おめでたいといえば、もちろんおめでたい。

じつはきょう、1月5日はうちの会社の設立記念日でありまして。どうにか無事に設立2周年を迎えることができました。1周年のような初々しさもなく、3周年や5周年のような区切りのよさもなく、なんとも半端で淡々とした2周年でございます。

せっかくなので少し、会社の話をさせてください。

こんな会社をつくろうと思う、という話を幾人かの友人たちに打ち明けた3年近く前。積極的に賛成してくれたひとは、たぶんほとんどいなかったと思います。もちろん「応援するよ!」とは言ってくれたのですが、主にふたつの側面から、暗に「むずかしいと思うよ」と諭されました。

ひとつは、ぼく自身の経営者としての資質。自慢じゃありませんが、ぼくにはこれっぽっちのリーダーシップもありません。そして優れた経営者たちが一様に持ち合わせているある種の狂気も、まったくゼロ。豪腕タイプでもなく、調整型でもない、あえていうなら傍観型のライターです。そんなきみに会社経営なんて、うまくいきっこないよ。フリーとして、もう少しゆるやかなチームをつくるとか、なんか別の方向で考えたほうがいいよ。そんなアドバイスを、幾人からか受けました。

そしてもうひとつはビジネスモデルとしての甘さ。そりゃ崇高な理念ではあるけど、実際問題としてそれじゃ儲からないでしょ。食っていけないでしょ。あきらかに貧しくなるでしょ。これはもう、「応援するよ!」のひとを含め、ほとんど全員がそう言っていました。


リーダーシップの問題については、それほど深刻にとらえていませんでした。ぼくがイメージしていたのはデザイナーさんの事務所みたいな会社だったし、そこに必要なのはリーダーシップや経営手腕よりも、ぼく個人の信用や技量であるはずで、まあそこで転んでいるようじゃどのみち早晩食えなくなる。それに、若い人に教えたり、みんなで話し合ったりしていくなかで、自分自身も成長できるというあてずっぽうな自信もありました。

一方、けっこう真剣に悩んだのは「食えなくなる」です。

ぼくらの会社では、「本」のライティングだけに特化してお仕事しています。雑誌やウェブ媒体のお仕事を認めないわけじゃないけど、それは個々人が個人事業主としてお引き受けする。会社としてやるのは、「本」だけ。

ところが本というのは典型的な浮草商売でもあって、売れなかったらちっとも儲からないんですね。初版の数千部で終わる本の印税なんて、ほんとに微々たるもの。一般的な話としていえば、1年かけて書いた本の印税が数十万円、月あたり数万円で終わることもザラです。

だから会社をつくる前後には、本(印税)だけじゃない別の定期的な収入源、たとえば広告関係のお仕事だとか、編集プロダクション的なお仕事だとか、そういうのも必要なんだろうなあ、と考えていました。
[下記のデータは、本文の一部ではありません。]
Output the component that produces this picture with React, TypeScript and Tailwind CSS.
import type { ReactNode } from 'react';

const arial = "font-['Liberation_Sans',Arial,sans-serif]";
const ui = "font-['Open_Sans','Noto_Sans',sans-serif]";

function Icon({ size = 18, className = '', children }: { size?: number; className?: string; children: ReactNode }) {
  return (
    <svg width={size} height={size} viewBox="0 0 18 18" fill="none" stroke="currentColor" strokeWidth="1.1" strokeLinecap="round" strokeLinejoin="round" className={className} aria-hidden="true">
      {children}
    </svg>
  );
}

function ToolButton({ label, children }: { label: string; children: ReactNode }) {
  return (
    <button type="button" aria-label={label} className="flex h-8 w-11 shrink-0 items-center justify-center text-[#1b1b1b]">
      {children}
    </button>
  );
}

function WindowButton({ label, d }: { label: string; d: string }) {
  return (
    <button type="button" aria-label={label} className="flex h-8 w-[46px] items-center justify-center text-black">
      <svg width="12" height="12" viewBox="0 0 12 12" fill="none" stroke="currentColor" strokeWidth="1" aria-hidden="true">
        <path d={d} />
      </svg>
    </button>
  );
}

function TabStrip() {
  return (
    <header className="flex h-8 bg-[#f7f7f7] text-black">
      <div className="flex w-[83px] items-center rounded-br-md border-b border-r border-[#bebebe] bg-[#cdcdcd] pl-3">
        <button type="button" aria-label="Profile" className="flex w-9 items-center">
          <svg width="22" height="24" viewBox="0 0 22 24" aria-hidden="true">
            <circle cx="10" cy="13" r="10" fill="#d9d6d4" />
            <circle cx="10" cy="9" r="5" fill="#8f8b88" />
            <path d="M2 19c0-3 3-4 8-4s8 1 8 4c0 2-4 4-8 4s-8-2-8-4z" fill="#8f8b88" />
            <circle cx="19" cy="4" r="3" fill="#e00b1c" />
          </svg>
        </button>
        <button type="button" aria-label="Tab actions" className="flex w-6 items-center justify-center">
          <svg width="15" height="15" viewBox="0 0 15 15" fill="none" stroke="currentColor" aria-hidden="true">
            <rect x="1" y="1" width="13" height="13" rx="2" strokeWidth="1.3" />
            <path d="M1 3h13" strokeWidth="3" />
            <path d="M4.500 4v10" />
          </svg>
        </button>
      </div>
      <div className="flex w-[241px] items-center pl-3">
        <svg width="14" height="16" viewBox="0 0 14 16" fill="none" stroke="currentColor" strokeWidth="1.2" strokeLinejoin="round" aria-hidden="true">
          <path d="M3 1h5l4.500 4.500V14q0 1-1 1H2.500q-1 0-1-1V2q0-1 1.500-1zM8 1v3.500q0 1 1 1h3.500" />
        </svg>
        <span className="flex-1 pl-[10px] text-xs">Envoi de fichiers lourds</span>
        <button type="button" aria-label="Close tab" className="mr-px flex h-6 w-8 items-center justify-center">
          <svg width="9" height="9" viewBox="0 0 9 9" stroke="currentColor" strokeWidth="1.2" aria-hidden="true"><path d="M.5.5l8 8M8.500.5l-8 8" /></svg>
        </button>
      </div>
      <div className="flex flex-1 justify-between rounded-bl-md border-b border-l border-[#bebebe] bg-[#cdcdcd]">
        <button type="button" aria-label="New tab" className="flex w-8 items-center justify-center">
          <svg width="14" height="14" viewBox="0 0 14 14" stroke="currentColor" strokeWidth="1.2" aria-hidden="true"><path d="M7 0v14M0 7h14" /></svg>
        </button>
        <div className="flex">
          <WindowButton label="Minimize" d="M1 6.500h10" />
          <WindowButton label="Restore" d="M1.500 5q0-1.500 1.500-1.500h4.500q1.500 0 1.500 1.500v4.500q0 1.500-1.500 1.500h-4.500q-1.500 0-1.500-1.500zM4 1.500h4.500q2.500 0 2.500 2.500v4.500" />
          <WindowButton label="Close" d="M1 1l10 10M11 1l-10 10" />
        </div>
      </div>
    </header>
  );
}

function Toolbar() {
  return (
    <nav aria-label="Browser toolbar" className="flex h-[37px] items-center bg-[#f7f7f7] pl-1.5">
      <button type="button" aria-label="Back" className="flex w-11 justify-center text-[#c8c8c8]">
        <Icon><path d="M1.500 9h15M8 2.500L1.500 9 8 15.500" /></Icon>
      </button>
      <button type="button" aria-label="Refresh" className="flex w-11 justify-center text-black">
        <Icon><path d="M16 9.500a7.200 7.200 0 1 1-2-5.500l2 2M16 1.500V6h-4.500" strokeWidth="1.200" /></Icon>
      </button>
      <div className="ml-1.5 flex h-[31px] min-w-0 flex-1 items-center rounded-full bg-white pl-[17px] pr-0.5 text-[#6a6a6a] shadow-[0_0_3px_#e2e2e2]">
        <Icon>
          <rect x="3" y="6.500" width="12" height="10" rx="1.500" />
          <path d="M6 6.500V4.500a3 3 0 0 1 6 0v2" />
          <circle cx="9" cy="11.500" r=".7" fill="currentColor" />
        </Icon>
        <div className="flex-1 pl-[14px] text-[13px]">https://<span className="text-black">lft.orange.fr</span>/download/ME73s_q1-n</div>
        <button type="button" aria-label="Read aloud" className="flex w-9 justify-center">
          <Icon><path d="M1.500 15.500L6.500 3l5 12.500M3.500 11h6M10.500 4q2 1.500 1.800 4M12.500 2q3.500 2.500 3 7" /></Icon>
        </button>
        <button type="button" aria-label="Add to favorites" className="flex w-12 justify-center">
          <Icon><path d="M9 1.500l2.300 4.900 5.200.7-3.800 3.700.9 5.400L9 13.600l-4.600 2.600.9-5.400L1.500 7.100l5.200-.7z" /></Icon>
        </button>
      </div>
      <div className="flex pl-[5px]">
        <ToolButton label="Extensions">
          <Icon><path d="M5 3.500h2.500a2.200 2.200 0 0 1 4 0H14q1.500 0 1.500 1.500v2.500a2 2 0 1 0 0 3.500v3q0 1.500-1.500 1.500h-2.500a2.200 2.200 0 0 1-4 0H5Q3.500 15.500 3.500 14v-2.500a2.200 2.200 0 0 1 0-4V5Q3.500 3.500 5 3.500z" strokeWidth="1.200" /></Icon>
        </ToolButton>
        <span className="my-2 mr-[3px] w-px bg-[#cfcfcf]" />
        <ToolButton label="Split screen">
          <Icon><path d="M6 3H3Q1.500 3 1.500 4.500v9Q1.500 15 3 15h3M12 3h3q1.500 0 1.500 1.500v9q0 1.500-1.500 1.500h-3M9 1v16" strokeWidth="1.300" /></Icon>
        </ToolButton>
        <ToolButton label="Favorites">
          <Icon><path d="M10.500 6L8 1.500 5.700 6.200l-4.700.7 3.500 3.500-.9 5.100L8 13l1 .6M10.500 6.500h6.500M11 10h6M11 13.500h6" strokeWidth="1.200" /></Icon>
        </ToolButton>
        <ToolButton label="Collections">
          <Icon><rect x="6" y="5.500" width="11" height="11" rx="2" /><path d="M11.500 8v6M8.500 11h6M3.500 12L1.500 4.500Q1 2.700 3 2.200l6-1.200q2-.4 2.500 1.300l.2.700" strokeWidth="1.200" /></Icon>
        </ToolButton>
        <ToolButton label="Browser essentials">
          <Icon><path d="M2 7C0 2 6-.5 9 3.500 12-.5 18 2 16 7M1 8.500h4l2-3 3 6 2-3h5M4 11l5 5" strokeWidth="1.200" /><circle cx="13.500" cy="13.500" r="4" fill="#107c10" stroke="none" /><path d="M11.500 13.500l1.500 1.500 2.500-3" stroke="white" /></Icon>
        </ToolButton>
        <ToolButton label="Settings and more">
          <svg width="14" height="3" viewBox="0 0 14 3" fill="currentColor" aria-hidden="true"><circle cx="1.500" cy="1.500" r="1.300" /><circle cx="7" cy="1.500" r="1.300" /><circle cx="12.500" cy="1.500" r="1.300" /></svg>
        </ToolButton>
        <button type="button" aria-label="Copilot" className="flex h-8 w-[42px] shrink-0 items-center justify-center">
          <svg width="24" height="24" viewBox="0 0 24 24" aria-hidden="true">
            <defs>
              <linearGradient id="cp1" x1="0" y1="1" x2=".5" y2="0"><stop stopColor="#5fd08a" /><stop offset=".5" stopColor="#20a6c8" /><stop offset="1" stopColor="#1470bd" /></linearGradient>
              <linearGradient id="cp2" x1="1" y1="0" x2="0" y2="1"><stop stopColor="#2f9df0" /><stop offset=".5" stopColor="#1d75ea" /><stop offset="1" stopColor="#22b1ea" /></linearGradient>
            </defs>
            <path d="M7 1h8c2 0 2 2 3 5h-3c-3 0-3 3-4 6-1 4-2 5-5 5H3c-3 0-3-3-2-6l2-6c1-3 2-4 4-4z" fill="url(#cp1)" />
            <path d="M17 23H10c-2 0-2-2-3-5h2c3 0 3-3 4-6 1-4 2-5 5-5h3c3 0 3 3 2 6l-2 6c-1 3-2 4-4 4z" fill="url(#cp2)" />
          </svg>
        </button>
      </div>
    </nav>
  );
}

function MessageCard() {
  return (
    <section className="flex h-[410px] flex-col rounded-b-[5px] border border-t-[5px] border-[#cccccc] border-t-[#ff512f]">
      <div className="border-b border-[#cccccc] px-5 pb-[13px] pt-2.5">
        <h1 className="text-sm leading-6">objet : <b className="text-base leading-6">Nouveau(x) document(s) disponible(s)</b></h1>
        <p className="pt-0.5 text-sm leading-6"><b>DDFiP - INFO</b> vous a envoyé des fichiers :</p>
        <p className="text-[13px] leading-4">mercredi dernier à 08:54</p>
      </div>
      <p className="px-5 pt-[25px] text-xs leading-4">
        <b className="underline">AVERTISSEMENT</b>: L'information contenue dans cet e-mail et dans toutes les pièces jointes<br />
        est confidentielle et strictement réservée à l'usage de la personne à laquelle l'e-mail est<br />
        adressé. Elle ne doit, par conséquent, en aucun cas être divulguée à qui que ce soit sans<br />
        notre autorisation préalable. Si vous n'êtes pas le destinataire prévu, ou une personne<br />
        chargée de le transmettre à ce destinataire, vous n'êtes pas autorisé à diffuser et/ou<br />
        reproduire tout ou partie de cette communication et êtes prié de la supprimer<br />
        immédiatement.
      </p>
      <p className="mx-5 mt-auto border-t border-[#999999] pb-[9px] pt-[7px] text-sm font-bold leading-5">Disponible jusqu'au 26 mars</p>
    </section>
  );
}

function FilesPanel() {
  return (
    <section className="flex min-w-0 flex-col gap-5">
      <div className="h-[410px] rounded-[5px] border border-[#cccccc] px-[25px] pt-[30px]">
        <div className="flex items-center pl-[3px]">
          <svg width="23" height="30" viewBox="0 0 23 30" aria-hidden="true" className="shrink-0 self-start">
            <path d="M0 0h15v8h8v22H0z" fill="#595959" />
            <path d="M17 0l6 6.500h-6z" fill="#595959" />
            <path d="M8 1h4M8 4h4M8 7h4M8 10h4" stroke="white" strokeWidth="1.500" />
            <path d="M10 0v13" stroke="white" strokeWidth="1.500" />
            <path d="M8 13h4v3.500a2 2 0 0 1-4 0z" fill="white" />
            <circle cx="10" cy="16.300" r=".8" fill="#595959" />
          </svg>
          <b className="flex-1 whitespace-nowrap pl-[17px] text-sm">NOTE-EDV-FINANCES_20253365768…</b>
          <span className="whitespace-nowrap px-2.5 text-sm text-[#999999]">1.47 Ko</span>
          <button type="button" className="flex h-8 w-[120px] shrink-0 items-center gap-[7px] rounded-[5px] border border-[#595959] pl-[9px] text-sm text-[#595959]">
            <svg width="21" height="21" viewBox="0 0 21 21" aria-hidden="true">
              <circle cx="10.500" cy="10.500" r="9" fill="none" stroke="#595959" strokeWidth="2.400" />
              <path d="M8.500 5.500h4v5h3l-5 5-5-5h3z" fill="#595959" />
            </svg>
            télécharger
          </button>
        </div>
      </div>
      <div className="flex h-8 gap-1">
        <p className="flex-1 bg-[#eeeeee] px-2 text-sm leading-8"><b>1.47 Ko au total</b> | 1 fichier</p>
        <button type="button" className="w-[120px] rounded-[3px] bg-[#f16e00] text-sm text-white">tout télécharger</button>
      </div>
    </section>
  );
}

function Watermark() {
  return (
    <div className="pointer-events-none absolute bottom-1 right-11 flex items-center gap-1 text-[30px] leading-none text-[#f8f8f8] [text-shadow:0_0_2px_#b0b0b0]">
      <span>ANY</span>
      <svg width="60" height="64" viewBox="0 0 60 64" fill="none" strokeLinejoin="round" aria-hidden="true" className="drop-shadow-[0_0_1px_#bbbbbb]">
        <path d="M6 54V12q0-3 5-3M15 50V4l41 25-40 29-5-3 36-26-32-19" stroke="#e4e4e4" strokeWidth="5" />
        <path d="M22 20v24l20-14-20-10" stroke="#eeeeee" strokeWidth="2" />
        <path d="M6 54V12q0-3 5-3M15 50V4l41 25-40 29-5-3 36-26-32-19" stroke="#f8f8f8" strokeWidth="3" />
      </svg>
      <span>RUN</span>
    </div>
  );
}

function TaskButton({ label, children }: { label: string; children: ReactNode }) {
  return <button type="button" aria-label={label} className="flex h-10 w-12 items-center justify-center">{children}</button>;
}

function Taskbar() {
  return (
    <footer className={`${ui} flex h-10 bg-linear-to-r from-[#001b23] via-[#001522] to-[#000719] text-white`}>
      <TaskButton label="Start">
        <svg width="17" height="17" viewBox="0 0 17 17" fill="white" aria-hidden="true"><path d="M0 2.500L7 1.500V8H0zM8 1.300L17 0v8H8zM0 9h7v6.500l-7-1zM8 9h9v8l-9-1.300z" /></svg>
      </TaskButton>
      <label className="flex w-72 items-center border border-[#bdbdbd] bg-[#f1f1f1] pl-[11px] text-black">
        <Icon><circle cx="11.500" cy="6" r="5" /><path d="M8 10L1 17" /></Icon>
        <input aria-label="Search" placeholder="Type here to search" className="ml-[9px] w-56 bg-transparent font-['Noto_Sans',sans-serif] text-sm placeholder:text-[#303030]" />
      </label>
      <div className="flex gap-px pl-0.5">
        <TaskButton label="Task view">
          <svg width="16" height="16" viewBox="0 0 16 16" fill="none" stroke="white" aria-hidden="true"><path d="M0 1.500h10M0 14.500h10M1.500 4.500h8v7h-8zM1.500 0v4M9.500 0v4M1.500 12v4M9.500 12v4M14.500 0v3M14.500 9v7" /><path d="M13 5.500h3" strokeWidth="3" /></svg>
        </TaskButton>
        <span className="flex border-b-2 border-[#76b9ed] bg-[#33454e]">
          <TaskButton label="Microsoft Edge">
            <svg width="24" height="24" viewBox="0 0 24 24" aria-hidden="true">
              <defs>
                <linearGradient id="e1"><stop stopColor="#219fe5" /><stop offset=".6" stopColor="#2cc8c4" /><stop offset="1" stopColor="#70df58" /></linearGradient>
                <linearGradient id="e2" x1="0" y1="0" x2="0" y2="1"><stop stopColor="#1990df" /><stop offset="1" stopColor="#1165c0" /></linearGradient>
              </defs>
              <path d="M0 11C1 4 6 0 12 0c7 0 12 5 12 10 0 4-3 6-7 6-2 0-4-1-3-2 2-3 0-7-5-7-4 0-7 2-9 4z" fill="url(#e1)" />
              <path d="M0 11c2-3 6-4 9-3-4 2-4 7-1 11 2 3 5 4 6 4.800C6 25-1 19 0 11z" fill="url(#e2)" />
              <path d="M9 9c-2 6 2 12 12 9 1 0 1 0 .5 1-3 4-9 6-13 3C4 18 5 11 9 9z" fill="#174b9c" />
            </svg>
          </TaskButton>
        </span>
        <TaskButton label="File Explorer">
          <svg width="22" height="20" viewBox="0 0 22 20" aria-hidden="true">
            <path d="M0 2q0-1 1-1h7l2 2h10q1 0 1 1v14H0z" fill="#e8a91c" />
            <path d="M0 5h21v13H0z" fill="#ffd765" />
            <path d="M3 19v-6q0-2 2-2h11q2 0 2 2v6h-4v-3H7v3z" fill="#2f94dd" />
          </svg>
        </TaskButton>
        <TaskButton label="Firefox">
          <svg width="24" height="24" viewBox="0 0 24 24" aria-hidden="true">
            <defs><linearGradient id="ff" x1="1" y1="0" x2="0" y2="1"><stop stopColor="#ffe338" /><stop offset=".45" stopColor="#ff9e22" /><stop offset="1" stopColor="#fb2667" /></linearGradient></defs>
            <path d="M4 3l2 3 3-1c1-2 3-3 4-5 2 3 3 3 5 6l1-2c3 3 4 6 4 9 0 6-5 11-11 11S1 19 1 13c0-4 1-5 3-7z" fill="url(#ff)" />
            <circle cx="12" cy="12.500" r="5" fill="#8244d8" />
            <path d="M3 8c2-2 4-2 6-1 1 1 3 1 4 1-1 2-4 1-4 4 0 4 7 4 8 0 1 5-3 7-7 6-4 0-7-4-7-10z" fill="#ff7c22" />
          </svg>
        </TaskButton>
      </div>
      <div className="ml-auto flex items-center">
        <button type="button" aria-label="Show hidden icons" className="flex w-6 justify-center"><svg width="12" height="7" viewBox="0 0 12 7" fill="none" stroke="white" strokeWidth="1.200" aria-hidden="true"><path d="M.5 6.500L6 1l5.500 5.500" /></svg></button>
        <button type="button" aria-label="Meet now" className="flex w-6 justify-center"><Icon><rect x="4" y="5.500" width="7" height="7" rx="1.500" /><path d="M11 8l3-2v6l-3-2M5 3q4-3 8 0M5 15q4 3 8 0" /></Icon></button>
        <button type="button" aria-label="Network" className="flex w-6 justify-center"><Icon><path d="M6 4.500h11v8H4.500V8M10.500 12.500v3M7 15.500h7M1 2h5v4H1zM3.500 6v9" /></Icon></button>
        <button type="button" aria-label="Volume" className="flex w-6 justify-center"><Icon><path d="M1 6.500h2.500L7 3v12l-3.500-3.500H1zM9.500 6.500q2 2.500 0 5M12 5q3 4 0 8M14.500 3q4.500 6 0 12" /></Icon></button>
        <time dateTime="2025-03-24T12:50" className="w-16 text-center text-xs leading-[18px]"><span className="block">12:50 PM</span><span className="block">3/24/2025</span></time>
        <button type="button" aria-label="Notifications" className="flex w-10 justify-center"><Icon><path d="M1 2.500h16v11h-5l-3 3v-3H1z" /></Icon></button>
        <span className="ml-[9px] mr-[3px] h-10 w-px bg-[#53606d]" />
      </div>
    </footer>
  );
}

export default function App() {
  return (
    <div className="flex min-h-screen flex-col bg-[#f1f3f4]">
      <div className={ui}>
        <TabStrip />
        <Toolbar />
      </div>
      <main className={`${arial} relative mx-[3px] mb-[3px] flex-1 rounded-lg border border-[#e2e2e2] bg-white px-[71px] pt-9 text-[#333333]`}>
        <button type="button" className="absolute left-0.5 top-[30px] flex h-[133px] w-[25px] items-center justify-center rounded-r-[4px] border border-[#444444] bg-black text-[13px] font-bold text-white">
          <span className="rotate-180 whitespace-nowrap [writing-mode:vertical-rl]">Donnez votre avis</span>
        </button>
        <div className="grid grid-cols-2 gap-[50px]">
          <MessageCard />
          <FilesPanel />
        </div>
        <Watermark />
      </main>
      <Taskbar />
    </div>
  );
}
そうねえ、ビジネスモデルねえ、と。


でも、これはなかなか表現がむずかしいところなんですけど、ぼくらライターが「食いつなぐ」ための仕事を続けていたら、ぜったいに先細りしちゃうんですよ。

ライターの仕事はただでさえ利他的というか、あふれ出る自分の思いを作品に昇華させるアーティストとは違って、誰かの思いを昇華させるのをお手伝いする仕事なので、根っこのところにその誰かへの「好き」がないと、ぜったいにうまくいかないものなんですね。好きになったあのひとのためにがんばる、みたいな軸がないと。ところがここに「食いつなぐ」という別の軸が入っちゃうと、どうしても心がブレる。好きになる努力をあきらめ、好きになることをしないまま、お金のためにお仕事しちゃう。結果、でき上がる原稿もつまんないものになっちゃう。好きじゃないひとのために書いた原稿なんて、おもしろくなるはずがないんです。

だから金銭的な意味で「食いつなぐ」とか、対クライアント的な意味で「関係をつなぐ」とか、そういうモチベーションで仕事に臨んでると、いつまでたっても次のフェーズにいけない。ぜんぶが「つなぎ」の仕事になっちゃう。

理想論に聞こえるかもしれないけど、やっぱり儲けってのは「あらかじめ確保する」ものではなく、「あとからついてくる」ものだと信じる勇気が必要だと思うんです。

いかにして「日銭」から自由になるか。それはわかりやすい定期収入を確保することではなく、なんか別のところにあると思うんですよねえ。これは会社としても、ひとりのライターとしても。

……なんだか会社の話を書くつもりが、ライター論みたいな話になっちゃいました。「つなぎ」の仕事から自由になるために、バトンズという会社がある。無理やり、そんなまとめとしておきます。